Récolter les cheveux coupés pour en faire des boudins capables de dépolluer les océans et les ports : c’est la proposition de Thierry Gras, qui a fondé l’association Coiffeurs justes en 2015.
Comment vous est venue l’idée de réutiliser les cheveux pour la dépollution des océans ?
L’idée n’est pas tout à fait de moi. Déjà en 1978, lors du naufrage de l’Amoco Cadiz, les pêcheurs, qui avaient d’abord tenté de contenir la pollution avec leurs filets, avaient ensuite eu l’idée d’ajouter des cheveux pour absorber les hydrocarbures. Je me suis souvenu des images du pétrolier au large de la Bretagne, à la télévision. En 2010, aux Etats-Unis, l’association Matter of trust avait aussi utilisé les cheveux après l’explosion de la plateforme Deepwater.
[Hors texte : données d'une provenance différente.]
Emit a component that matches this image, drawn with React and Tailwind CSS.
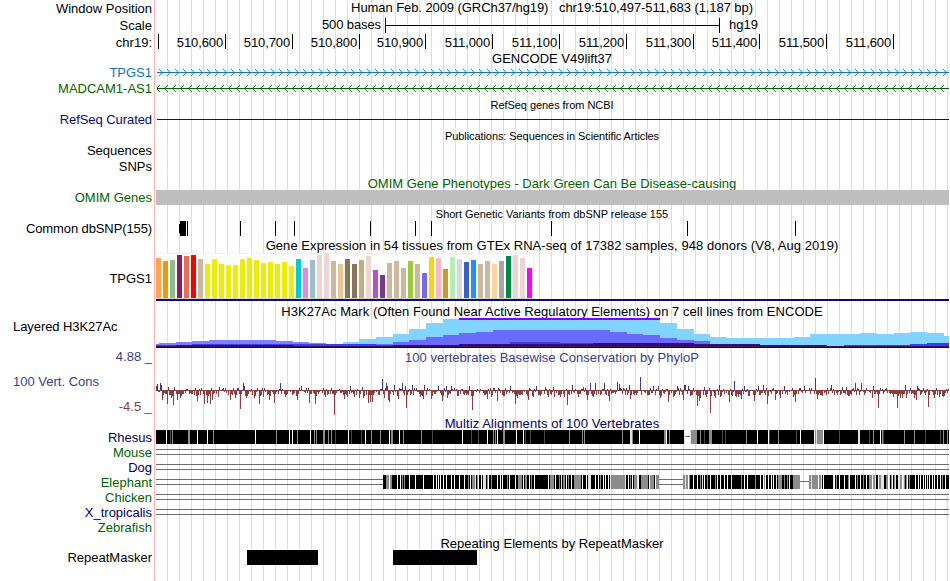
const GRID =
  "bg-[linear-gradient(to_right,#fff_1px,transparent_1px),repeating-linear-gradient(to_right,#dcdaf8_0px,#dcdaf8_1px,transparent_1px,transparent_12px)]";

// Small deterministic generator for the low-amplitude signal between peaks.
function makeRandom(seed) {
  let s = seed;
  return () => {
    s = (s * 1664525 + 1013904223) % 4294967296;
    return s / 4294967296;
  };
}

function Row({ h, label, color = "text-black", left, labelClass = "", children }) {
  return (
    <div className={`flex ${h}`}>
      <div
        className={`flex w-[154px] shrink-0 items-center whitespace-pre ${
          left ? "justify-start pl-[13px]" : "justify-end pr-[2px]"
        } ${color} ${labelClass}`}
      >
        {label}
      </div>
      <div className="w-[796px] shrink-0 border-l border-[#ffb4b4]">{children}</div>
    </div>
  );
}

function Title({ children, className = "text-black" }) {
  return (
    <div className={`flex h-full items-center justify-center whitespace-pre pr-px ${className}`}>
      {children}
    </div>
  );
}

function Plot({ y, h, children }) {
  return (
    <svg
      className="block"
      width="795"
      height={h}
      viewBox={`155 ${y} 795 ${h}`}
      shapeRendering="crispEdges"
    >
      {children}
    </svg>
  );
}

const TICKS = [
  [225, "510,600"], [292, "510,700"], [359, "510,800"], [425, "510,900"],
  [492, "511,000"], [559, "511,100"], [626, "511,200"], [693, "511,300"],
  [759, "511,400"], [826, "511,500"], [893, "511,600"],
];

// Chevrons are stepped one pixel per row, as on the browser's gene lines.
function Gene({ y, color, dir }) {
  const d = Array.from({ length: 99 }, (_, i) => i * 8)
    .map((m) =>
      [-3, -2, -1, 1, 2, 3]
        .map((o) => {
          const a = Math.abs(o);
          const x = dir > 0 ? 162 + m - a : 156 + m + a;
          return `M${x} ${y + o}h1v1h-1z`;
        })
        .join("")
    )
    .join("");
  return (
    <>
      <rect x="157" y={y} width="792" height="1" fill={color} />
      <path d={d} fill={color} fillOpacity="0.85" />
    </>
  );
}

const SNPS = [187, 240, 275, 294, 370, 415, 431, 551, 687, 795];

const TISSUES = [
  [40, "#ffa54f"], [37, "#ee9a00"], [38, "#8fbc8f"], [43, "#8b1c62"], [42, "#ee6a50"],
  [43, "#ff0000"], [39, "#cdb79e"], [34, "#eeee00"], [39, "#eeee00"], [34, "#eeee00"],
  [33, "#eeee00"], [33, "#eeee00"], [39, "#eeee00"], [40, "#eeee00"], [38, "#eeee00"],
  [35, "#eeee00"], [36, "#eeee00"], [34, "#eeee00"], [36, "#eeee00"], [32, "#eeee00"],
  [39, "#00cdcd"], [30, "#ee82ee"], [38, "#9ac0cd"], [43, "#eed5d2"], [45, "#eed5d2"],
  [37, "#cdb79e"], [34, "#eec591"], [39, "#8b7355"], [34, "#8b7355"], [38, "#cdaa7d"],
  [42, "#eed5d2"], [28, "#b452cd"], [23, "#7a378b"], [35, "#cdb79e"], [37, "#cdb79e"],
  [30, "#cdb79e"], [37, "#9acd32"], [34, "#cdb79e"], [25, "#7a67ee"], [41, "#ffd700"],
  [40, "#ffb6c1"], [29, "#cd9b1d"], [41, "#b4eeb4"], [39, "#d9d9d9"], [36, "#3a5fcd"],
  [38, "#1e90ff"], [34, "#cdb79e"], [37, "#cdb79e"], [34, "#ffd39b"], [37, "#a6a6a6"],
  [42, "#008b45"], [43, "#eed5d2"], [40, "#eed5d2"], [30, "#ff00ff"],
];

// Each step is [start x, top y]; the last entry closes the layer.
const CYAN = [
  [343, 342], [359, 339], [376, 337], [393, 334], [409, 329], [426, 323], [443, 319],
  [660, 323], [677, 329], [694, 334], [710, 337], [727, 338], [794, 337], [810, 334],
  [860, 333], [877, 334], [894, 333], [910, 332], [927, 333], [944, 336], [949, 347],
];
const LEFT_HUMP = [
  [156, 344], [159, 343], [176, 342], [192, 341], [209, 340], [276, 341], [293, 342],
  [309, 343], [326, 344], [343, 347],
];
const PURPLE = [
  [343, 345], [376, 344], [393, 342], [409, 340], [426, 337], [443, 335], [459, 333],
  [476, 332], [493, 330], [560, 330], [610, 332], [627, 334], [643, 335], [660, 338],
  [677, 340], [694, 341], [710, 344], [727, 345], [760, 347],
];
const BLUE = [
  [156, 345], [192, 344], [343, 344], [376, 345], [493, 344], [510, 342], [560, 343],
  [660, 344], [760, 346], [844, 345], [910, 344], [927, 343], [949, 347],
];
const DARK = [
  [156, 346], [176, 345], [293, 346], [393, 345], [459, 344], [493, 344], [593, 343],
  [694, 344], [760, 345], [827, 346], [949, 347],
];

function Steps({ steps, fill }) {
  return steps.slice(0, -1).map(([x, top], i) => (
    <rect key={x} x={x} y={top} width={steps[i + 1][0] - x} height={347 - top} fill={fill} />
  ));
}

const DOWN = {
  162: 10, 167: 14, 169: 5, 171: 8, 173: 15, 177: 10, 180: 8, 197: 11, 200: 5, 204: 14,
  207: 13, 210: 14, 212: 10, 218: 7, 230: 10, 235: 8, 240: 19, 246: 8, 254: 8, 259: 14,
  263: 7, 269: 10, 274: 13, 285: 7, 297: 10, 309: 13, 315: 14, 325: 7, 334: 25, 344: 9,
  347: 7, 354: 7, 359: 8, 363: 8, 368: 13, 370: 12, 372: 12, 384: 8, 388: 10, 389: 12,
  398: 9, 406: 18, 410: 5, 420: 7, 423: 9, 431: 9, 438: 7, 442: 11, 447: 8, 458: 6,
  472: 20, 485: 5, 487: 9, 491: 7, 497: 11, 503: 6, 515: 14, 517: 8, 528: 10, 533: 7,
  539: 5, 548: 7, 554: 7, 560: 7, 564: 7, 567: 15, 578: 7, 587: 10, 593: 7, 609: 11,
  630: 9, 660: 8, 668: 12, 673: 7, 683: 10, 691: 5, 692: 5, 697: 16, 699: 11, 700: 8,
  706: 7, 710: 23, 715: 8, 720: 7, 729: 12, 731: 5, 736: 7, 738: 7, 741: 9, 748: 6,
  754: 11, 767: 14, 775: 10, 780: 8, 793: 7, 795: 12, 817: 9, 821: 5, 848: 6, 872: 8,
  878: 18, 893: 7, 897: 18, 900: 8, 902: 8, 906: 8, 914: 8, 916: 10, 928: 17, 934: 8,
  939: 7, 943: 7,
};
const UP = {
  156: 4, 157: 6, 160: 7, 161: 5, 168: 3, 174: 3, 219: 3, 243: 7, 244: 4, 280: 7,
  301: 4, 350: 4, 362: 3, 382: 11, 386: 7, 387: 4, 394: 5, 402: 7, 405: 4, 412: 5,
  424: 5, 438: 4, 446: 4, 451: 4, 469: 4, 510: 4, 536: 4, 545: 3, 553: 3, 572: 5,
  583: 3, 590: 7, 595: 7, 604: 7, 617: 8, 619: 6, 629: 5, 640: 13, 653: 4, 658: 4,
  677: 4, 684: 5, 685: 5, 688: 4, 704: 3, 719: 5, 734: 9, 744: 4, 758: 4, 763: 5,
  784: 4, 804: 4, 815: 12, 831: 5, 842: 3, 846: 3, 855: 7, 861: 7, 873: 4, 905: 5,
  917: 4,
};

const CONSERVATION = (() => {
  const rnd = makeRandom(17);
  const out = [];
  for (let x = 156; x < 949; x++) {
    const a = rnd();
    const b = rnd();
    const near = DOWN[x - 1] || DOWN[x + 1];
    if (UP[x]) out.push([x, UP[x], 0]);
    else if (DOWN[x]) out.push([x, 0, DOWN[x]]);
    else if (a < 0.18) out.push([x, 1 + Math.floor(b * 2), 0]);
    else if (a < 0.9) out.push([x, 0, near ? 4 + Math.floor(b * 3) : 1 + Math.floor(b * 5)]);
  }
  return out;
})();

const W = "#ffffff";
const G = "#8c8c8c";
const D = "#484848";
const L = "#e2e2e2";
const RHESUS = [
  [166, 1, W], [170, 1, D], [172, 1, G], [188, 2, G], [197, 1, W], [207, 1, W], [213, 1, G],
  [255, 1, W], [276, 1, G], [289, 1, W], [292, 1, W], [297, 1, G], [310, 1, W], [314, 1, G],
  [316, 1, G], [323, 2, G], [328, 1, G], [331, 1, G], [335, 1, D], [348, 1, W], [351, 1, D],
  [361, 1, D], [365, 1, W], [371, 1, G], [380, 1, G], [389, 1, W], [391, 2, G], [399, 1, W],
  [403, 1, G], [421, 1, G], [432, 1, D], [462, 1, W], [471, 1, D], [478, 1, D], [487, 1, W],
  [493, 1, G], [495, 1, G], [497, 1, W], [503, 2, G], [516, 1, W], [523, 1, W], [525, 1, D],
  [530, 1, D], [544, 1, D], [569, 1, G], [582, 1, G], [584, 1, G], [622, 1, G], [630, 2, L],
  [632, 1, G], [639, 1, W], [664, 2, G], [666, 1, W], [669, 1, G], [691, 6, G], [700, 1, G],
  [704, 1, D], [709, 3, G], [722, 1, D], [725, 1, D], [746, 1, G], [757, 1, W], [768, 1, W],
  [769, 1, D], [778, 1, G], [796, 1, D], [800, 1, W], [814, 1, W], [815, 1, G], [816, 1, L],
  [817, 6, G], [823, 1, W], [839, 1, D], [858, 2, L], [869, 1, D], [873, 1, G], [880, 1, W],
  [882, 1, G], [883, 1, D], [904, 1, G], [914, 1, G], [925, 1, D], [940, 1, D], [943, 1, G],
  [947, 1, G],
];

// Per-pixel shades: # black, g gray, d dark, l light, . white
const ELEPHANT = [
  { x: 383, end: 467, pattern: "###ggg.gg#####.##.#g#g####.#####.#######.#########.##.#.#.##.##.####.##.####.####.##" },
  { x: 467, end: 545, pattern: "#g#.#gggl#g.##.#lll#g.##g#####.##.#.####g#.#####.##gggg#.#gg##.#g##.##########" },
  { x: 545, end: 611, pattern: "###.#gggg#.###g#l#gg#.#g##.##ggggggg#.###.#lll####.##.#g##.#.##.#l" },
  { x: 611, end: 659, pattern: "ggggggggggggggl##.#g#.#gggl.##ggggggg#.gggg#.ggg" },
  {
    x: 683,
    end: 800,
    pattern:
      "gglgg.g###.###.##g#l#.##g##.####g#.##.###.##.###l#########g##.##.#######g####.##.g.##.##.#.##l#gggg##g##g#.###ggggggg",
  },
  {
    x: 809,
    end: 949,
    pattern:
      "gglgggggg.ggl#.#########l.#g##.####.###g.#####.#g##.##g##.##ggg.ggl##.gglll##gg.l#g.#gl##llgg.lg#g.#g#####.##.#.##.#.#l#.##.#.##.##.#g##.###",
  },
];
const SHADES = { "#": "#000000", g: G, d: D, l: L, ".": W };

function Barcode({ x, end, pattern }) {
  return (
    <>
      <rect x={x} y="475" width={end - x} height="14" fill="#000" />
      {pattern
        .slice(0, end - x)
        .split("")
        .map((c, i) =>
          c === "#" ? null : (
            <rect key={i} x={x + i} y="475" width="1" height="14" fill={SHADES[c]} />
          )
        )}
    </>
  );
}

function DoubleLine({ y, spans = [[156, 949]] }) {
  return spans.map(([a, b]) => (
    <g key={a} fill="#6e6e6e">
      <rect x={a} y={y} width={b - a} height="1" />
      <rect x={a} y={y + 5} width={b - a} height="1" />
    </g>
  ));
}

export default function App() {
  return (
    <div className="flex h-[581px] w-[950px] overflow-hidden bg-white font-['Liberation_Sans',Arial,sans-serif] text-[13px] leading-none">
      <div className="relative w-[950px]">
        <div className={`absolute inset-y-0 left-[155px] w-[794px] ${GRID}`} />
        <div className="relative flex flex-col">
          <Row h="h-[17px]" label="Window Position">
            <Title className="pb-[3px] tracking-[-0.075px]">{"Human Feb. 2009 (GRCh37/hg19)   chr19:510,497-511,683 (1,187 bp)"}</Title>
          </Row>
          <Row h="h-[17px]" label="Scale">
            <div className="flex h-[16px] items-center">
              <span className="w-[226px] pb-[2px] text-right tracking-[-0.1px]">500 bases</span>
              <span className="ml-[4px] flex h-[15px] w-[335px] items-start border-x border-black pt-[7px]">
                <span className="h-px w-full bg-black" />
              </span>
              <span className="ml-[9px] pb-[2px]">hg19</span>
            </div>
          </Row>
          <Row h="h-[16px]" label="chr19:" labelClass="pt-px">
            <div className="flex h-[15px]">
              <span className="w-[4px] border-r border-black" />
              {TICKS.map(([x, t], i) => (
                <span
                  key={x}
                  className="flex shrink-0 items-center justify-end border-r border-black pr-[2px] pt-[2px] tracking-[-0.12px]"
                  style={{ width: x - (i ? TICKS[i - 1][0] : 158) }}
                >
                  {t}
                </span>
              ))}
            </div>
          </Row>
          <Row h="h-[16px]"><Title>GENCODE V49lift37</Title></Row>
          <Row h="h-[15px]" label="TPGS1" color="text-[#0c78b8]" labelClass="pb-[2px]">
            <Plot y={66} h={15}><Gene y={72} color="#0c78b8" dir={1} /></Plot>
          </Row>
          <Row h="h-[15px]" label="MADCAM1-AS1" color="text-[#006400]">
            <Plot y={81} h={15}><Gene y={88} color="#006400" dir={-1} /></Plot>
          </Row>
          <Row h="h-[17px]"><Title className="pt-[2px] text-[11px] tracking-[-0.05px]">RefSeq genes from NCBI</Title></Row>
          <Row h="h-[14px]" label="RefSeq Curated" color="text-[#0c0c78]" labelClass="pb-[2px] tracking-[-0.07px]">
            <Plot y={113} h={14}><rect x="157" y="119" width="792" height="1" fill="#0c0c78" /></Plot>
          </Row>
          <Row h="h-[17px]"><Title className="pt-[2px] text-[11px] tracking-[-0.08px]">Publications: Sequences in Scientific Articles</Title></Row>
          <Row h="h-[15px]" label="Sequences" labelClass="pb-[2px]" />
          <Row h="h-[16px]" label="SNPs" labelClass="pb-[2px]" />
          <Row h="h-[15px]">
            <Title className="pt-px text-[#006400]">OMIM Gene Phenotypes - Dark Green Can Be Disease-causing</Title>
          </Row>
          <Row h="h-[16px]" label="OMIM Genes" color="text-[#006400]" labelClass="pb-[2px]">
            <div className="ml-px h-[15px] w-[793px] bg-[#bebebe]" />
          </Row>
          <Row h="h-[15px]">
            <Title className="pt-[2px] text-[11px] tracking-[-0.02px]">Short Genetic Variants from dbSNP release 155</Title>
          </Row>
          <Row h="h-[16px]" label="Common dbSNP(155)" labelClass="pb-[2px] tracking-[-0.11px]">
            <Plot y={221} h={16}>
              <rect x="179" y="224" width="1" height="9" />
              <rect x="180" y="221" width="6" height="15" />
              {SNPS.map((x) => <rect key={x} x={x} y="221" width="1" height="15" />)}
            </Plot>
          </Row>
          <Row h="h-[16px]">
            <Title className="tracking-[0.06px]">Gene Expression in 54 tissues from GTEx RNA-seq of 17382 samples, 948 donors (V8, Aug 2019)</Title>
          </Row>
          <Row h="h-[51px]" label="TPGS1">
            <Plot y={253} h={51}>
              <rect x="156" y="253" width="378" height="46" fill="#fff" />
              <rect x="156" y="253" width="378" height="1" fill="#f0f0f0" />
              <rect x="533" y="253" width="1" height="46" fill="#f0f0f0" />
              <rect x="156" y="298" width="378" height="1" fill="#d4d4d4" />
              {TISSUES.map(([h, c], i) => (
                <rect key={i} x={156 + 7 * i} y={298 - h} width="5" height={h} fill={c} />
              ))}
              <rect x="156" y="299" width="793" height="2" fill="#0c0c78" />
            </Plot>
          </Row>
          <Row h="h-[14px]">
            <Title className="tracking-[0.045px]">H3K27Ac Mark (Often Found Near Active Regulatory Elements) on 7 cell lines from ENCODE</Title>
          </Row>
          <Row h="h-[30px]" label="Layered H3K27Ac" left labelClass="pb-[14px] tracking-[-0.07px]">
            <Plot y={318} h={30}>
              <Steps steps={CYAN} fill="#80d4ff" />
              <Steps steps={LEFT_HUMP} fill="#8080ff" />
              <Steps steps={PURPLE} fill="#6a6aff" />
              <Steps steps={BLUE} fill="#3c3cf0" />
              <Steps steps={DARK} fill="#38106c" />
              <rect x="459" y="318" width="201" height="2" fill="#8000ff" />
              <rect x="156" y="347" width="793" height="1" fill="#100838" />
            </Plot>
          </Row>
          <Row h="h-[17px]" label="4.88 _" color="text-[#3c3c8c]">
            <Title className="pt-px tracking-[0.045px] text-[#3c3c8c]">100 vertebrates Basewise Conservation by PhyloP</Title>
          </Row>
          <div className="flex h-[50px]">
            <div className="flex w-[154px] shrink-0 flex-col">
              <div className="flex h-[34px] items-center pb-[2px] pl-[13px] text-[#3c3c8c]">100 Vert. Cons</div>
              <div className="flex h-[16px] items-center justify-end whitespace-pre pb-[2px] pr-[2px] text-[#8c3c3c]">-4.5 _</div>
            </div>
            <div className="border-l border-[#ffb4b4]">
              <Plot y={365} h={50}>
                <rect x="156" y="390" width="793" height="1" fill="#8c3c3c" />
                {CONSERVATION.map(([x, up, down]) =>
                  up ? (
                    <rect key={x} x={x} y={390 - up} width="1" height={up} fill="#3c3c8c" />
                  ) : (
                    <rect key={x} x={x} y="390" width="1" height={down} fill="#8c3c3c" />
                  )
                )}
                <rect x="334" y="413" width="1" height="2" fill="#ff00ff" />
              </Plot>
            </div>
          </div>
          <Row h="h-[15px]">
            <Title className="pt-px tracking-[0.1px] text-[#000064]">Multiz Alignments of 100 Vertebrates</Title>
          </Row>
          <Row h="h-[15px]" label="Rhesus" color="text-[#000064]">
            <Plot y={430} h={15}>
              <rect x="156" y="430" width="528" height="14" />
              <rect x="684" y="430" width="1" height="14" fill={L} />
              <rect x="685" y="436" width="5" height="1" fill="#6e6e6e" />
              <rect x="690" y="430" width="1" height="14" fill={L} />
              <rect x="691" y="430" width="258" height="14" />
              {RHESUS.map(([x, w, c]) => <rect key={x} x={x} y="430" width={w} height="14" fill={c} />)}
            </Plot>
          </Row>
          <Row h="h-[15px]" label="Mouse" color="text-[#006400]">
            <Plot y={445} h={15}><DoubleLine y={449} /></Plot>
          </Row>
          <Row h="h-[15px]" label="Dog" color="text-[#000064]">
            <Plot y={460} h={15}><DoubleLine y={464} /></Plot>
          </Row>
          <Row h="h-[15px]" label="Elephant" color="text-[#006400]">
            <Plot y={475} h={15}>
              <DoubleLine y={479} spans={[[156, 383], [659, 683]]} />
              <rect x="800" y="481" width="9" height="1" fill="#6e6e6e" />
              {ELEPHANT.map((block) => <Barcode key={block.x} {...block} />)}
            </Plot>
          </Row>
          <Row h="h-[15px]" label="Chicken" color="text-[#006400]">
            <Plot y={490} h={15}><DoubleLine y={494} /></Plot>
          </Row>
          <Row h="h-[15px]" label="X_tropicalis" color="text-[#000064]">
            <Plot y={505} h={15}><DoubleLine y={509} /></Plot>
          </Row>
          <Row h="h-[15px]" label="Zebrafish" color="text-[#006400]" />
          <Row h="h-[15px]"><Title className="pt-px tracking-[0.02px]">Repeating Elements by RepeatMasker</Title></Row>
          <Row h="h-[31px]" label="RepeatMasker" labelClass="pb-[17px]">
            <Plot y={550} h={31}>
              <rect x="247" y="550" width="71" height="15" />
              <rect x="393" y="550" width="84" height="15" />
            </Plot>
          </Row>
        </div>
      </div>
    </div>
  );
}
En 2014, j’ai créé une licence de marque, l’équivalent d’une franchise. J’ai alors voulu proposer l’égalité de tarifs entre hommes et femmes et le recyclage des cheveux. Cela faisait trente ans que je pensais à cette question du recyclage. Les cheveux représentent 50 % des déchets d’un coiffeur. Je pensais qu’il existait déjà des solutions en France, mais rien. Je me suis alors souvenu de ce que j’avais appris dès le CAP sur les qualités du cheveu : lipophile, imputrescible, isolant, élastique… Le cheveu dispose de caractéristiques très intéressantes pour la dépollution. J’ai donc créée l’association Coiffeurs justes pour mettre au point une solution de recyclage des cheveux coupés.
Comment fonctionne Coiffeurs justes ?
Les coiffeurs qui le veulent adhèrent à l’association. Nous leur demandons 25 euros par an. Ils peuvent ensuite commander des sacs à cheveux (un euro par sac) qui leur permettent de nous envoyer les cheveux coupés de leurs clients. Un sac peut contenir plus de 200 coupes. Nous récupérons tous les cheveux, sans distinction, mis à part les mèches de plus de 30 centimètres, qui sont utilisées par des associations engagées dans la lutte contre le cancer comme Fake hair don’t care. Nous comptons aujourd’hui 5.000 salons partenaires.
Les cheveux coupés sont en suite envoyés dans un ESAT, qui conçoit des boudins de cheveux capables de capter les pollutions et hydrocarbures dans l’eau. De tels boudins existent déjà, mais ils sont fabriqués à partir de matières synthétiques et sont moins efficaces.
Ces boudins de dépollution sont-ils déjà utilisés dans les ports ?
Nous avons créé cet été une société, Ecofhair, afin de commercialiser les boudins. Nous les avons déjà mis en place dans le port de Cavalaire. Si tout se déroule comme prévu, ils devraient prochainement être installés dans les 150 ports de Provence-Alpes-Côte-d’Azur. Nous avons aussi des discussions concernant le lac Léman, le bassin d’Arcachon…
Quelle est la prochaine étape ?
D’une part, nous voudrions impliquer les collectivités, afin qu’elles mettent des containers à disposition des coiffeurs. Actuellement, ces derniers envoient les cheveux coupés à leurs frais. D’autre part, nous pensons dupliquer le concept dans les pays européens limitrophes. Nous avons beaucoup de demandes de la part de coiffeurs implantés dans ces pays.